Il terzo pezzo, Marsch, lungo quanto gli altri due, è forse il più dimostrativo. Si tratta di sbrogliare l'apparenza di disordine di motivi, di temi, di ritmi per offrirne una visione organizzata. Cominciando con suoni cupi e lenti, il ritmo è subito più vivo che nei due pezzi precedenti, scandito dai legni (oboe), un ritmo arzillo ma allo stesso tempo una successione dei dialoghi tra legni e ottoni, poi legni e archi. La fluidità dell'orchestra è singolare, in un movimento che non ha nulla di coerente né di unificato ma molteplice, diverso come gli urti di forze telluriche contraddittorie.
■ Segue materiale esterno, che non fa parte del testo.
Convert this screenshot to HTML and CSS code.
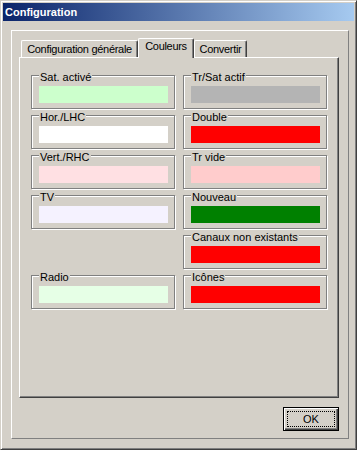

Solo elemento permanente, la tensione che Daniele Gatti sa  dare questa parte, ricordandosi probabilmente dell'ansito della Sesta di Mahler. Siamo alla soglia di certi intermezzi di Wozzeck con urti tra un orchestra forte, seguiti improvvisamente da alcuni momenti al flauto o al clarinetto che rispondono quasi in eco, in un tipo di ballo inquietante e macabro perché tutto resta tuttavia danzante, come in un sabbat scandito dal triangolo e percussioni, al ritmo di marcia. Ogni esplosione dell'orchestra è seguita da un momento più esile, spesso ai legni ma il ballo infernale va crescendo, implicando poi la totalità degli strumenti con una dinamica sempre più marcata fino al colpi di martello. Quel succedersi di ritmi urtati è nello stesso tempo di una raffinatezza estrema nella resa della complessità dell’orchestrazione. Un momento orchestrale eccezionale, sorprendente, scombussolando anche lo spettatore,  tanto l'orchestra, fiati, archi, e tutti gli altri, si dimostra virtuoso e attento alla minima indicazione del direttore. Il colpo di martello finale sorprende il pubblico, visibilmente poco abituato a questa musica.

Concerto eccezionale, dove si può misurare il profondo dialogo tra il direttore e la sua orchestra, e la particolare agilità di questi musicisti che riescono ad ordinare ed a chiarificare questi pezzi di particolare complessità, grazie alla loro lunga tradizione e storia e grazie al gesto molto attento e sensibile del suo neo-direttore.